Geopolitical Tensions and Other Headwinds
Global political instability, travel hesitancy after aircraft accidents, and slowing trade growth are also contributing to the turbulence. Prolonged monsoons and looming trade headwinds from US tariffs are expected to weigh heavily on demand. The Air India plane crash in June 2025 has also heightened safety concerns among travelers. Cross-border escalations and flight cancellations have further dampened passenger traffic.
Infrastructure and Operational Challenges
India's aviation infrastructure faces several challenges, including airport infrastructure, security lapses, and reliance on overseas services. Many Tier 2 and Tier 3 cities lack operational airports, and existing ones often have inadequate runways, passenger amenities, and air traffic control systems. These deficiencies limit capacity and affect travel convenience.
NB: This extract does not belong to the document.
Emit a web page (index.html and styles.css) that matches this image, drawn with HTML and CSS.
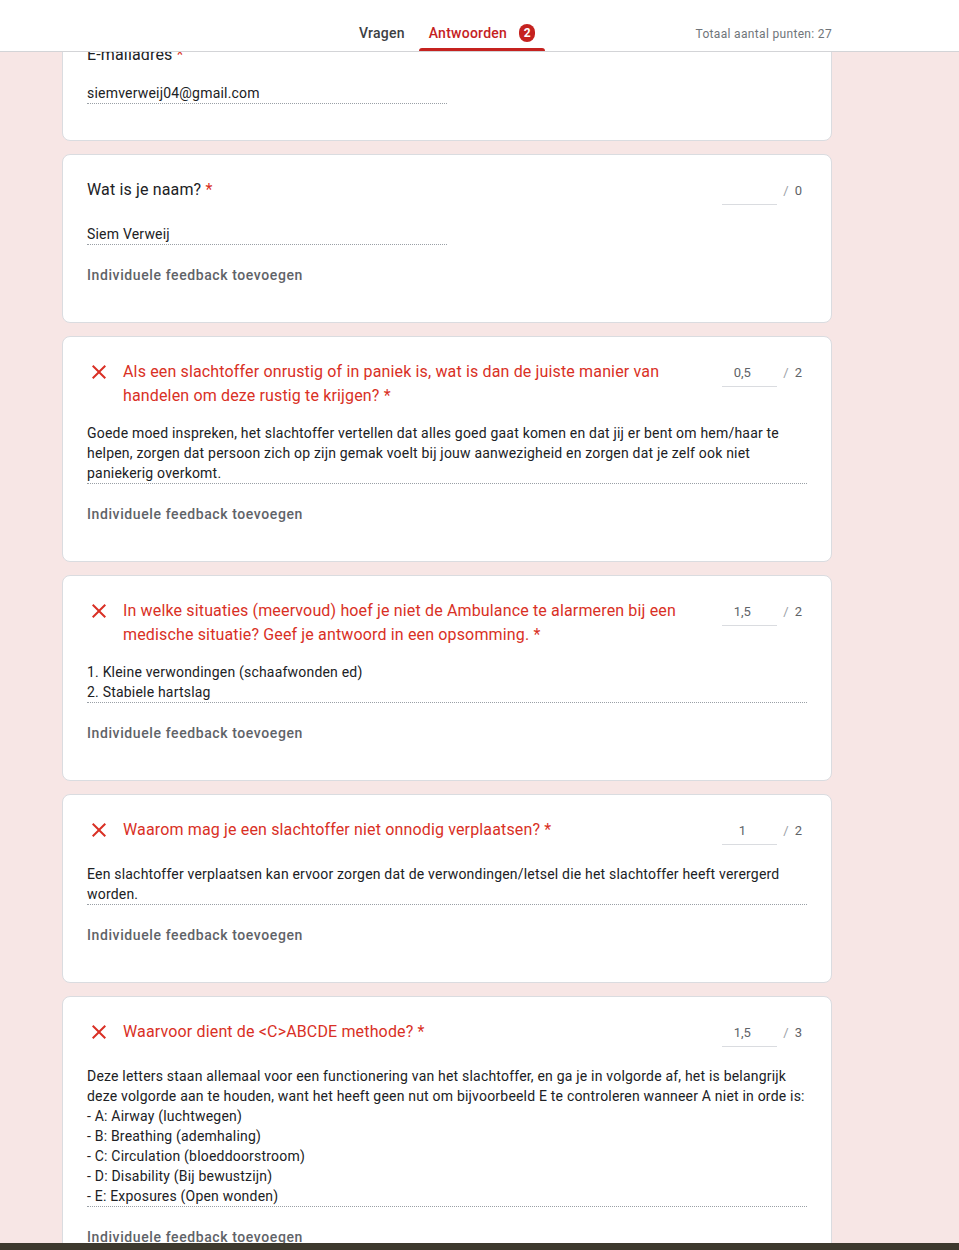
FILE: index.html
```html
<!DOCTYPE html>
<html lang="nl">
<head>
  <meta charset="UTF-8">
  <title>Antwoorden</title>
  <link rel="stylesheet" href="styles.css">
</head>
<body>

  <header class="topbar">
    <div class="topbar-inner">
      <nav class="tabs">
        <a class="tab">Vragen</a>
        <a class="tab active">Antwoorden <span class="badge">2</span></a>
      </nav>
      <div class="total">Totaal aantal punten: 27</div>
    </div>
  </header>

  <main class="form">

    <section class="card card-email">
      <div class="title">E-mailadres <span class="req">*</span></div>
      <div class="answer short">siemverweij04@gmail.com</div>
    </section>

    <section class="card">
      <div class="head">
        <div class="title">Wat is je naam? <span class="req">*</span></div>
        <div class="points"><span class="score"></span><span class="slash">/</span><span class="max">0</span></div>
      </div>
      <div class="answer short">Siem Verweij</div>
      <div class="feedback">Individuele feedback toevoegen</div>
    </section>

    <section class="card wrong">
      <div class="head">
        <svg class="x-icon" viewBox="0 0 24 24"><path d="M19 6.41L17.59 5 12 10.59 6.41 5 5 6.41 10.59 12 5 17.59 6.41 19 12 13.41 17.59 19 19 17.59 13.41 12z"/></svg>
        <div class="title">Als een slachtoffer onrustig of in paniek is, wat is dan de juiste manier van handelen om deze rustig te krijgen? *</div>
        <div class="points"><span class="score">0,5</span><span class="slash">/</span><span class="max">2</span></div>
      </div>
      <div class="answer">Goede moed inspreken, het slachtoffer vertellen dat alles goed gaat komen en dat jij er bent om hem/haar te helpen, zorgen dat persoon zich op zijn gemak voelt bij jouw aanwezigheid en zorgen dat je zelf ook niet paniekerig overkomt.</div>
      <div class="feedback">Individuele feedback toevoegen</div>
    </section>

    <section class="card wrong">
      <div class="head">
        <svg class="x-icon" viewBox="0 0 24 24"><path d="M19 6.41L17.59 5 12 10.59 6.41 5 5 6.41 10.59 12 5 17.59 6.41 19 12 13.41 17.59 19 19 17.59 13.41 12z"/></svg>
        <div class="title">In welke situaties (meervoud) hoef je niet de Ambulance te alarmeren bij een medische situatie? Geef je antwoord in een opsomming. *</div>
        <div class="points"><span class="score">1,5</span><span class="slash">/</span><span class="max">2</span></div>
      </div>
      <div class="answer">1. Kleine verwondingen (schaafwonden ed)<br>2. Stabiele hartslag</div>
      <div class="feedback">Individuele feedback toevoegen</div>
    </section>

    <section class="card wrong">
      <div class="head">
        <svg class="x-icon" viewBox="0 0 24 24"><path d="M19 6.41L17.59 5 12 10.59 6.41 5 5 6.41 10.59 12 5 17.59 6.41 19 12 13.41 17.59 19 19 17.59 13.41 12z"/></svg>
        <div class="title">Waarom mag je een slachtoffer niet onnodig verplaatsen? *</div>
        <div class="points"><span class="score">1</span><span class="slash">/</span><span class="max">2</span></div>
      </div>
      <div class="answer">Een slachtoffer verplaatsen kan ervoor zorgen dat de verwondingen/letsel die het slachtoffer heeft verergerd worden.</div>
      <div class="feedback">Individuele feedback toevoegen</div>
    </section>

    <section class="card wrong">
      <div class="head">
        <svg class="x-icon" viewBox="0 0 24 24"><path d="M19 6.41L17.59 5 12 10.59 6.41 5 5 6.41 10.59 12 5 17.59 6.41 19 12 13.41 17.59 19 19 17.59 13.41 12z"/></svg>
        <div class="title">Waarvoor dient de &lt;C&gt;ABCDE methode? *</div>
        <div class="points"><span class="score">1,5</span><span class="slash">/</span><span class="max">3</span></div>
      </div>
      <div class="answer">Deze letters staan allemaal voor een functionering van het slachtoffer, en ga je in volgorde af, het is belangrijk deze volgorde aan te houden, want het heeft geen nut om bijvoorbeeld E te controleren wanneer A niet in orde is:<br>- A: Airway (luchtwegen)<br>- B: Breathing (ademhaling)<br>- C: Circulation (bloeddoorstroom)<br>- D: Disability (Bij bewustzijn)<br>- E: Exposures (Open wonden)</div>
      <div class="feedback">Individuele feedback toevoegen</div>
    </section>

  </main>

  <div class="taskbar"></div>

</body>
</html>
```

FILE: styles.css
```css
body {
  margin: 0;
  background: #f7e6e5;
  font-family: Roboto, 'Liberation Sans', sans-serif;
  color: #202124;
}

/* top bar with tabs */
.topbar {
  position: fixed;
  top: 0;
  left: 0;
  right: 0;
  height: 51px;
  background: #fff;
  border-bottom: 1px solid #d3d4d7;
  z-index: 10;
}

.topbar-inner {
  width: 770px;
  margin-left: 62px;
  height: 100%;
  display: flex;
  justify-content: center;
  position: relative;
}

.tabs {
  display: flex;
  gap: 4px;
  height: 100%;
}

.tab {
  display: flex;
  align-items: center;
  padding: 14px 10px 0;
  font-size: 14px;
  font-weight: 500;
  letter-spacing: 0.25px;
  color: #3c4043;
  position: relative;
}

.tab.active {
  color: #c5221f;
}

.tab.active::after {
  content: "";
  position: absolute;
  left: 0;
  right: 0;
  bottom: 0;
  height: 3px;
  border-radius: 3px 3px 0 0;
  background: #c5221f;
}

.badge {
  display: inline-flex;
  align-items: center;
  justify-content: center;
  width: 16px;
  height: 18px;
  margin-left: 12px;
  border-radius: 8px;
  background: #c5221f;
  color: #fff;
  font-size: 12px;
  font-weight: 700;
  letter-spacing: 0;
}

.total {
  position: absolute;
  right: 0;
  top: 27px;
  font-size: 12px;
  letter-spacing: 0.33px;
  color: #70757a;
}

/* cards */
.form {
  width: 770px;
  margin-left: 62px;
  padding-top: 18px;
  display: flex;
  flex-direction: column;
  gap: 13px;
}

.card {
  background: #fff;
  border: 1px solid #dadce0;
  border-radius: 8px;
  padding: 23px 24px 37px;
}

.card-email {
  padding-top: 24px;
  padding-bottom: 36px;
}

.card-email .title {
  margin-bottom: 16px;
}

.head {
  display: flex;
  align-items: flex-start;
  min-height: 31px;
  margin-bottom: 15px;
}

.title {
  flex: 1;
  font-size: 16px;
  line-height: 24px;
  letter-spacing: 0.15px;
  color: #202124;
  padding-right: 16px;
}

.req {
  color: #d93025;
}

.wrong .title {
  color: #d93025;
}

.x-icon {
  width: 24px;
  height: 24px;
  flex: none;
  margin-right: 12px;
  fill: #d93025;
}

.points {
  flex: none;
  display: flex;
  align-items: flex-start;
  padding-right: 5px;
  font-size: 13px;
  line-height: 18px;
  color: #5f6368;
}

.score {
  width: 40px;
  height: 22px;
  padding: 4px 15px 0 0;
  text-align: center;
  border-bottom: 1px solid #dadce0;
}

.slash {
  margin: 4px 0 0 6px;
  color: #9aa0a6;
}

.max {
  margin: 4px 0 0 6px;
}

.answer {
  font-size: 14px;
  line-height: 20px;
  letter-spacing: 0.2px;
  color: #202124;
  border-bottom: 1px dotted #9aa0a6;
}

.answer.short {
  width: 360px;
}

.feedback {
  margin-top: 20px;
  font-size: 14px;
  line-height: 20px;
  font-weight: 500;
  letter-spacing: 0.6px;
  color: #5f6368;
}

.taskbar {
  position: fixed;
  left: 0;
  right: 0;
  bottom: 0;
  height: 7px;
  background: #3d392e;
  z-index: 20;
}
```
There is also a growing concern regarding the increasing control of the private sector in airport operations, management, development, security, and safety.
Silver Linings and the Road Ahead
Despite these challenges, there are some positive aspects. Losses projected for FY2026 are still lower than those recorded in FY2022 and FY2023. The Indian aviation market is the world's third-largest by passenger traffic. India's in-service fleet stood at 855 aircraft as of March 2025, with over 1,600 pending deliveries expected over the next decade. The Indian fleet is also relatively young and fuel-efficient, supporting unit cost and sustainability objectives. Direct connectivity continues to improve, with Indian and foreign carriers adding routes. However, experts advise caution, stressing the need to prioritize training, safety, and oversight to meet global standards.